The Knowledge Graph Extraction Service enables you to effortlessly move your enterprise’s existing Frequently Asked Questions- FAQ content – into bot ontology.
The feature supports the extraction from unstructured content such as web pages and PDF documents as well as from structured content such as CSV files.
After completing the extraction, you can edit the question and answers using an easy-to-use interface and organize them under the relevant Knowledge Graph nodes.
Extraction Process
Moving data using the Knowledge Extraction (KE) Service to the Knowledge Collection involves the followings steps:
- Step 1 Extracting: Extract the existing FAQ content from structured or unstructured sources of question-answer data such as PDF, web pages, and CSV files. This extraction can be done before or after creating a Knowledge Collection for the bot.
Note: The KE service supports specific content structure for each source type. Refer to the Supported formats section for details.
- Step 2 Editing: Upon successful data extraction, you can edit the questions and answer text before moving it to the Knowledge Graph.
- Step 3 Moving: You can add data into a Bot before or after creating a Knowledge Graph (KG). If you try to add the extracted content to a KG before it exists, the bot creates automatically create one with the Bot’s name.
The Knowledge Extractor allows you to add the extracted content to the Knowledge Graph:
- Add to Knowledge Graph: moves the selected questions to the root node of the Knowledge Collection. You can use this option when the required term is not yet added to the KG or when the Bot does not have a KG.
- Add to Specific Term: If the bot already consists of a Knowledge Collection, you drag-drop the selected content to the required nodes.
Extracting from a Website
Extracting from File
- Open the bot into which you want to extract the content and click the Knowledge Collection tab.
- From the Extracts section, from the tab Extract from file, click Browse.
- Browse to the file – PDF or CSV formatted, select the file and then click Proceed.
- Once the extraction is complete, a page with the Success status will be displayed.
Editing the Extracted Content
- Open the bot and click the Knowledge Collection tab.
- The Knowledge Extraction section displays the list of all extractions.
- Click the name of a successful extract whose content you want to edit.

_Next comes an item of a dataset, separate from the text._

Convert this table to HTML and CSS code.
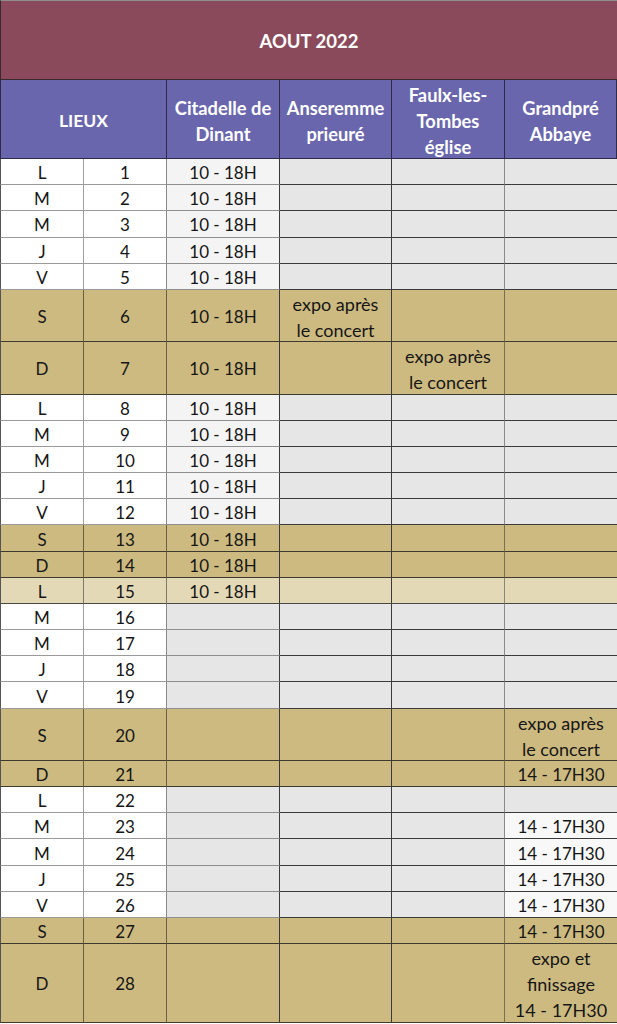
FILE: index.html
```html
<!DOCTYPE html>
<html lang="fr">
<head>
<meta charset="utf-8">
<title>Août 2022</title>
<link rel="stylesheet" href="styles.css">
</head>
<body>
<div class="sheet">
  <div class="c title">AOUT 2022</div>

  <div class="c head lieux">LIEUX</div>
  <div class="c head">Citadelle de<br>Dinant</div>
  <div class="c head">Anseremme<br>prieuré</div>
  <div class="c head">Faulx-les-<br>Tombes<br>église</div>
  <div class="c head">Grandpré<br>Abbaye</div>

  <div class="row"><div class="c day">L</div><div class="c num">1</div><div class="c s3 open">10 - 18H</div><div class="c s4"></div><div class="c s5"></div><div class="c s6"></div></div>
  <div class="row"><div class="c day">M</div><div class="c num">2</div><div class="c s3 open">10 - 18H</div><div class="c s4"></div><div class="c s5"></div><div class="c s6"></div></div>
  <div class="row"><div class="c day">M</div><div class="c num">3</div><div class="c s3 open">10 - 18H</div><div class="c s4"></div><div class="c s5"></div><div class="c s6"></div></div>
  <div class="row"><div class="c day">J</div><div class="c num">4</div><div class="c s3 open">10 - 18H</div><div class="c s4"></div><div class="c s5"></div><div class="c s6"></div></div>
  <div class="row"><div class="c day">V</div><div class="c num">5</div><div class="c s3 open">10 - 18H</div><div class="c s4"></div><div class="c s5"></div><div class="c s6"></div></div>
  <div class="row we tall"><div class="c day">S</div><div class="c num">6</div><div class="c s3">10 - 18H</div><div class="c s4 note">expo après<br>le concert</div><div class="c s5"></div><div class="c s6"></div></div>
  <div class="row we tall"><div class="c day">D</div><div class="c num">7</div><div class="c s3">10 - 18H</div><div class="c s4"></div><div class="c s5 note">expo après<br>le concert</div><div class="c s6"></div></div>
  <div class="row"><div class="c day">L</div><div class="c num">8</div><div class="c s3 open">10 - 18H</div><div class="c s4"></div><div class="c s5"></div><div class="c s6"></div></div>
  <div class="row"><div class="c day">M</div><div class="c num">9</div><div class="c s3 open">10 - 18H</div><div class="c s4"></div><div class="c s5"></div><div class="c s6"></div></div>
  <div class="row"><div class="c day">M</div><div class="c num">10</div><div class="c s3 open">10 - 18H</div><div class="c s4"></div><div class="c s5"></div><div class="c s6"></div></div>
  <div class="row"><div class="c day">J</div><div class="c num">11</div><div class="c s3 open">10 - 18H</div><div class="c s4"></div><div class="c s5"></div><div class="c s6"></div></div>
  <div class="row"><div class="c day">V</div><div class="c num">12</div><div class="c s3 open">10 - 18H</div><div class="c s4"></div><div class="c s5"></div><div class="c s6"></div></div>
  <div class="row we"><div class="c day">S</div><div class="c num">13</div><div class="c s3">10 - 18H</div><div class="c s4"></div><div class="c s5"></div><div class="c s6"></div></div>
  <div class="row we"><div class="c day">D</div><div class="c num">14</div><div class="c s3">10 - 18H</div><div class="c s4"></div><div class="c s5"></div><div class="c s6"></div></div>
  <div class="row ferie"><div class="c day">L</div><div class="c num">15</div><div class="c s3">10 - 18H</div><div class="c s4"></div><div class="c s5"></div><div class="c s6"></div></div>
  <div class="row"><div class="c day">M</div><div class="c num">16</div><div class="c s3"></div><div class="c s4"></div><div class="c s5"></div><div class="c s6"></div></div>
  <div class="row"><div class="c day">M</div><div class="c num">17</div><div class="c s3"></div><div class="c s4"></div><div class="c s5"></div><div class="c s6"></div></div>
  <div class="row"><div class="c day">J</div><div class="c num">18</div><div class="c s3"></div><div class="c s4"></div><div class="c s5"></div><div class="c s6"></div></div>
  <div class="row"><div class="c day">V</div><div class="c num">19</div><div class="c s3"></div><div class="c s4"></div><div class="c s5"></div><div class="c s6"></div></div>
  <div class="row we tall"><div class="c day">S</div><div class="c num">20</div><div class="c s3"></div><div class="c s4"></div><div class="c s5"></div><div class="c s6 note">expo après<br>le concert</div></div>
  <div class="row we"><div class="c day">D</div><div class="c num">21</div><div class="c s3"></div><div class="c s4"></div><div class="c s5"></div><div class="c s6">14 - 17H30</div></div>
  <div class="row"><div class="c day">L</div><div class="c num">22</div><div class="c s3"></div><div class="c s4"></div><div class="c s5"></div><div class="c s6"></div></div>
  <div class="row"><div class="c day">M</div><div class="c num">23</div><div class="c s3"></div><div class="c s4"></div><div class="c s5"></div><div class="c s6 open">14 - 17H30</div></div>
  <div class="row"><div class="c day">M</div><div class="c num">24</div><div class="c s3"></div><div class="c s4"></div><div class="c s5"></div><div class="c s6 open">14 - 17H30</div></div>
  <div class="row"><div class="c day">J</div><div class="c num">25</div><div class="c s3"></div><div class="c s4"></div><div class="c s5"></div><div class="c s6 open">14 - 17H30</div></div>
  <div class="row"><div class="c day">V</div><div class="c num">26</div><div class="c s3"></div><div class="c s4"></div><div class="c s5"></div><div class="c s6 open">14 - 17H30</div></div>
  <div class="row we"><div class="c day">S</div><div class="c num">27</div><div class="c s3"></div><div class="c s4"></div><div class="c s5"></div><div class="c s6">14 - 17H30</div></div>
  <div class="row we xtall"><div class="c day">D</div><div class="c num">28</div><div class="c s3"></div><div class="c s4"></div><div class="c s5"></div><div class="c s6 note">expo et<br>finissage<br>14 - 17H30</div></div>
</div>
</body>
</html>
```

FILE: styles.css
```css
html, body {
  margin: 0;
  padding: 0;
  background: #ffffff;
}

.sheet {
  display: grid;
  width: 617px;
  grid-template-columns: 84px 83px 113px 112px 113px 112px;
  grid-template-rows: 80px 79px;
  grid-auto-rows: 26.18px;
  font-family: Lato, "Open Sans", "Liberation Sans", sans-serif;
  font-size: 17px;
  color: #161616;
}

.row {
  display: contents;
}

.c {
  box-sizing: border-box;
  display: flex;
  align-items: center;
  justify-content: center;
  text-align: center;
  line-height: 26px;
  white-space: nowrap;
  padding-top: 3px;
  border-right: 1px solid #3a3a3a;
  border-bottom: 1px solid #3a3a3a;
  background: #e6e6e6;
}

.note {
  font-size: 18px;
}

.title {
  grid-column: 1 / -1;
  background: #8a4a5b;
  color: #ffffff;
  font-weight: 700;
  font-size: 18.5px;
  border-top: 1px solid #8c8c8c;
  border-left: 1px solid #3a2a2f;
  border-right: none;
  border-bottom: 1px solid #3a2a2f;
  padding-top: 1px;
}

.head {
  background: #6966ad;
  color: #ffffff;
  font-weight: 700;
  font-size: 18.3px;
  border-right-color: #2e2b4a;
  border-bottom-color: #2e2b4a;
}

.head.lieux {
  grid-column: span 2;
  border-left: 1px solid #2e2b4a;
  font-size: 17.5px;
}

.tall > .c { grid-row: span 2; }
.xtall > .c { grid-row: span 3; }

/* weekday rows */
.day, .num {
  background: #ffffff;
  border-bottom-color: #9a9a9a;
}
.day {
  border-left: 1px solid #555555;
  border-right-color: #9e9e9e;
}
.num { border-right-color: #8a8a8a; }
.s3 { border-bottom-color: #8e8e8e; }
.s5 { border-right-color: #8a8a8a; }
.s6 { border-right: none; }

.s3.open { background: #f4f4f4; }
.s6.open { background: #f8f8f8; }

/* weekend rows */
.we > .c {
  background: #cdba80;
  border-bottom-color: #3e3a30;
}
.we > .day { border-right-color: #6c6040; }
.we > .num { border-right-color: #6c6040; }
.we > .s5 { border-right-color: #7a6f50; }

/* holiday row */
.ferie > .c {
  background: #e3d9b7;
  border-bottom-color: #4a4a44;
}
.ferie > .day, .ferie > .num { border-right-color: #7e7a6a; }
.ferie > .s5 { border-right-color: #8a8676; }
```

- Hover over the question-answer pair to modify it and click the edit icon.
- Make the necessary changes and click Save.
Adding the Extracted Content
There are two ways to add the extracted content to the Knowledge Collection.
From the Extracts Section
- Open the bot and click the Knowledge Collection tab.
- From the Knowledge Extraction section, select the name of a successful extract whose content you want to add.
- Drag and drop the required Q&A to the node/term to which you want to add. As you drag and drop the child nodes will be expanded.
- You can select multiple Q&As and do a bulk move.
From Knowledge Collection
- Open the bot and click the Knowledge Collection tab.
- Select the node to which you want to add these Question-Answers.
- Click Add from extraction. It opens the list of successful and failed extractions.
- Click the name of a successful extract whose content you want to move.
- Select the checkboxes next to the question-answer pairs that you want to move and then click Add.
Note: Once you move a question-answer pair from the extract to the knowledge collection, you cannot move it again. The platform throws a duplicate error when you try to move a question from the extract that’s already present in the collection. You can make any changes to the moved content from the knowledge collection. However, if the question is modified or removed in the KG, then the developer would be allowed to add it again to the KG.
Supported Formats
The Knowledge Extraction service supports extracting FAQs only from supported CSV, PDF and URL formats.
CSV
- The KE service interprets the text in the first column as a question and that in the second column as an answer.
- The file should not have any headers.
- The KE service ignores any headers and the text present in the other columns.
The Knowledge Extraction service can process the content from a PDF and convert into question-answer pairs. It can efficiently extract content from documents that have a table of contents and the text is formatted with uniform header and paragraph blocks. The service has limitations in extracting the content from documents with nested headers and multi-format text.
Web Pages
The Knowledge Extraction service supports the following three different formats of FAQ web pages:
- Plain FAQ Pages with linear question-answer pairs
- Pages with question hyperlinks that point to answers on the same page.
- Pages with question hyperlinks that point to answers on a different page.
Extraction of certain FAQs on the webpage fails under the following conditions:
- The question text is split between multiple HTML tags on the FAQ page.
- The tag applied to the answer is neither the child nor the sibling of the extracted question as per the HTML DOM structure.
- The question doesn’t have a hyperlink to the answer (applies to FAQs with hyperlinks)
- When the questions hyperlink to the answer, but the question statement isn’t repeated above the answer (applies to FAQs with hyperlinks)
The extraction of the entire FAQ page fails if the page consists of more than one FAQ page types mentioned above.